In the equation above, if COA is lower, then need will be lower. If you don't have direct housing costs, your COA will be decreased, in turn decreasing your need.  If demonstrated need increases due to a decision to move from living at home, for example, to living in an apartment in Charlottesville, so will financial aid; and if demonstrated need decreases due to a decision to stay at home rather than move into University housing, so will financial aid.

 

How specifically might my financial aid change if my COA changes?

Students who were planning to live on-Grounds or in Charlottesville/Albemarle County but who now decide they will live away from Charlottesville, who do not have housing costs in Charlottesville, and who have financial aid should expect to see adjustments to their financial aid for the fall term based upon a reduced cost of fees, housing, and travel. These adjustments may be made as soon as late August or early September, once the August 24th deadline for housing decisions has passed.

The housing cost of attendance for those planning to live on-Grounds or in Charlottesville/Albemarle County will not change, but fees and travel may change.
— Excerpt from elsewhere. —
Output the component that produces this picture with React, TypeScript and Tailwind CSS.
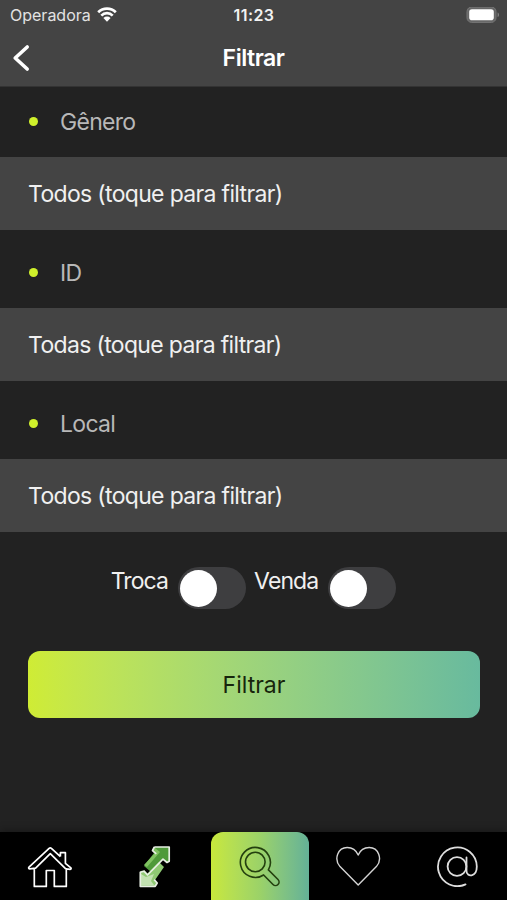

As noted above, need is determined by this formula: Cost of Attendance (COA) – Expected Family Contribution (EFC) = Need.  If your EFC initially exceeds your COA (such that need is actually a negative number), or if your Need is initially very modest, it’s possible that any change in your COA will have little to no impact on the aid you are offered.  Where the impact tends to be the most noticeable is when a student is receiving Access UVA or similar need-based grant aid (see this page for a full listing of Access-type funds: https://sfs.virginia.edu/listing-accessuva-scholarships).  Because UVA’s need-based grant funding is the “last dollar” used to meet need, after all other sources of aid are taken into account, UVA funds are also the first ones to be adjusted when need decreases.  So if you’re receiving Access UVA or similar funding, and your COA (and thus need) decreases, your Access-type funding is likely to decrease as well.